UNITED STATES DISTRICT COURT EASTERN DISTRICT OF PENNSYLVANIA


October 23, 1962

CITY OF PHILADELPHIA
v.
WESTINGHOUSE ELECTRIC CORPORATION et al., and related cases

The opinion of the court was delivered by: CLARY

There is presently before the Court a motion for the production of the transcript of the testimony of A. C. Allen, Sales Manager of defendant, Wagner Electric Corporation, before a Grand Jury of this Court. Mr. Allen was deposed as the first witness in the national deposition program for the civil antitrust actions for damages brought against the nation's heavy electrical equipment manufacturers by customers who alleged damages arising out of the same circumstances which resulted in criminal judgments against the same defendants in this Court in 1960. Because of the numerous problems resulting where some 1800 similar actions are scattered throughout some 35 districts of the country, the judiciary, through a sub-committee of the Judicial Conference of the United States, has established a national discovery program. This includes a documentary depository in the Northern District of Illinois and a consolidated national deposition program under which all depositions taken in certain specified districts, at certain specified times, will be available for use at trials in every district of the United States.

Allen's testimony disclosed that he had actually testified before the Grand Jury and had made a record of this testimony immediately thereafter. It is quite apparent, after the Court had held the written record of his testimony not privileged, that his memory became sharper and keener than it had been up to that time. The plaintiffs, feeling that perhaps important details of the testimony given before the Grand Jury may have been omitted, thereupon petitioner the Court for the right to review his Grand Jury testimony.

 At the threshold, the Court posed what it considered and considers the two vital questions, answers to which will determine the action of the Court. The first question is as follows: In taking the testimony of a witness in civil litigation, does the Court have the power, under any circumstances, to order disclosure to non-government litigants of the testimony previously given by that witness on the same subject matter to a Federal Grand Jury? If the answer is 'No', the matter is ended. However, if the answer is 'Yes', the second question arises. That question is: Do the circumstances presently before the Court in taking the deposition of the witness Allen under the national discovery program warrant disclosure of the testimony of the deponent before the Grand Jury investigating the same subject matter? Assuming that the Court would order the disclosure, under what conditions, procedure and considerations should disclosure of any part or the whole of the deponent's testimony be ordered?

 After careful consideration, the Court has come to the conclusion that the first question must be answered in the affirmative. The opening of Grand Jury testimony in this instance lies within the sound discretion of the deposition Judge. The traditional rule of Grand Jury secrecy and the occasions upon which that secrecy can be dropped have been stated in Rule 6(e) of the Federal Rules of Criminal Procedure:

 'Secrecy of Proceedings and Disclosure.

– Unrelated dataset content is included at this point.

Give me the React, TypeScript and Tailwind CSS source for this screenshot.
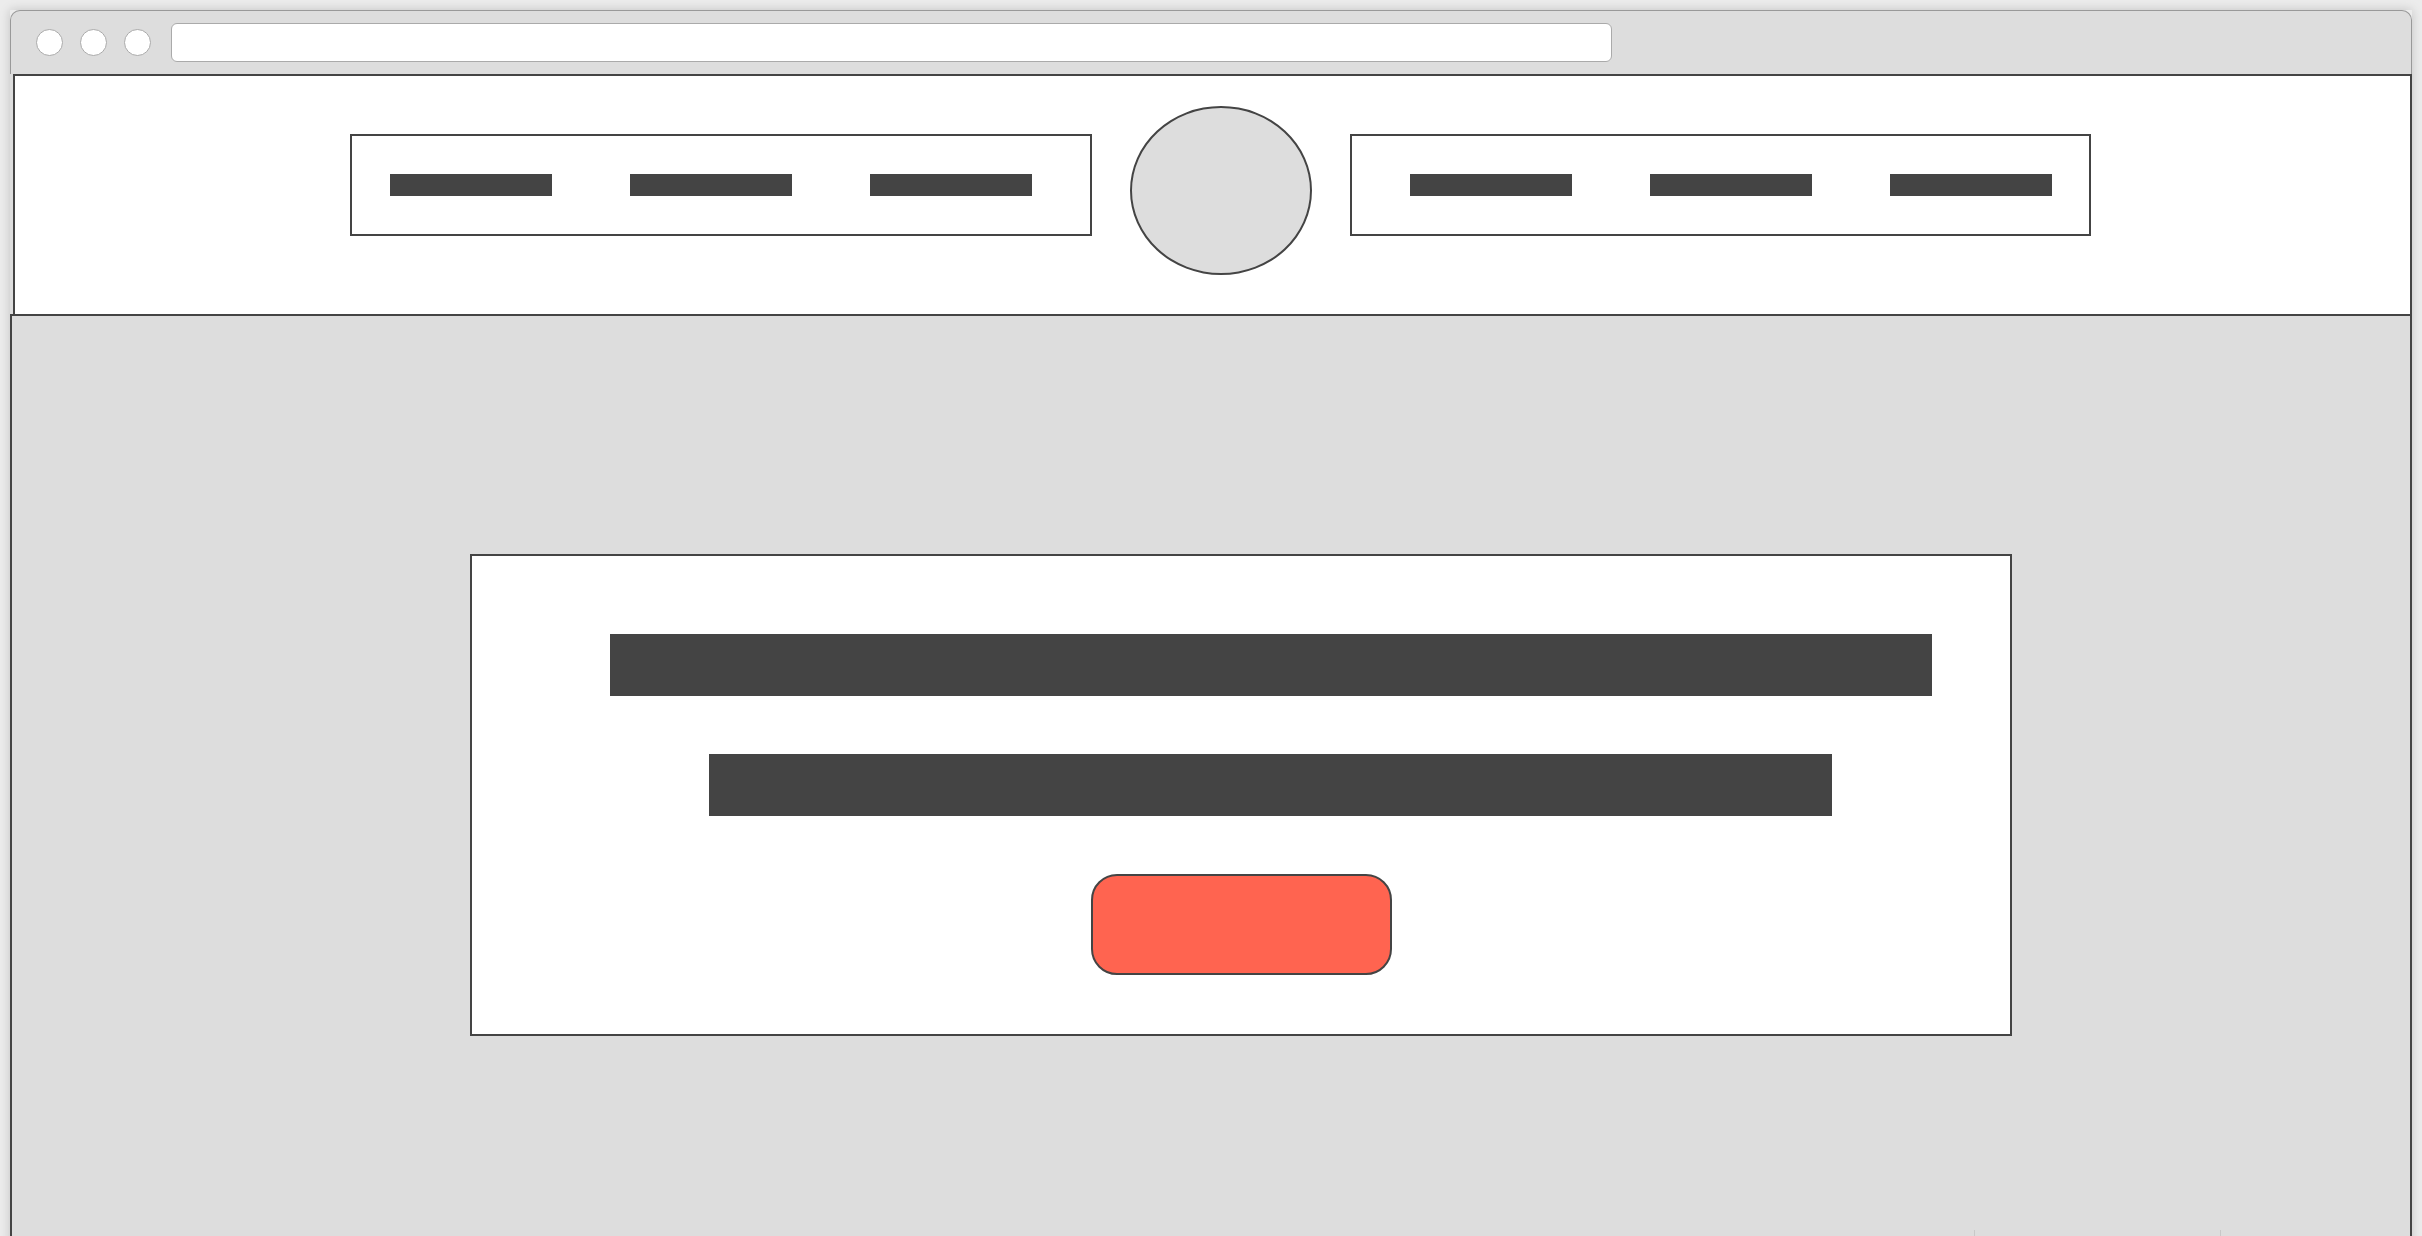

Disclosure of matters occurring before the grand jury other than its deliberations and the vote of any juror may be made to the attorneys for the government for use in the performance of their duties. Otherwise a juror, attorney, interpreter or stenographer may disclose matters occurring before the grand jury only when so directed by the court preliminarily to or in connection with a judicial proceeding or when permitted by the court at the request of the defendant upon a showing that grounds may exist for a motion to dismiss the indictment because of matters occurring before the grand jury. No obligation of secrecy may be imposed upon any person except in accordance with this rule. * * *'

 All cases in this area agree that disclosure of Grand Jury testimony is a matter left to the considered discretion of the trial Judge, e.g. Pittsburgh Plate Glass Co. v. United States, 360 U.S. 395, 79 S. Ct. 1237, 3 L. Ed. 2d 1323 (1959); United States v. Procter & Gamble Co., 356 U.S. 677, 78 S. Ct. 983, 2 L. Ed. 2d 1077 (1958); United States v. Rose, 215 F.2d 617 (3 Cir., 1954); In re Grand Jury Proceedings, 4 F.Supp. 283 (E.D.Pa.1933). The discretion of the Court in this case is to be found in the second sentence which allows the Court to direct disclosure of Grand Jury matters preliminarily to or in connection with a judicial proceeding.

 Defendants have argued that the second sentence allows disclosure only to the defendant. It is urged that the phrase 'upon a showing that grounds may exist for a motion to dismiss the indictment * * *' was intended to modify all of the preceding part of the sentence.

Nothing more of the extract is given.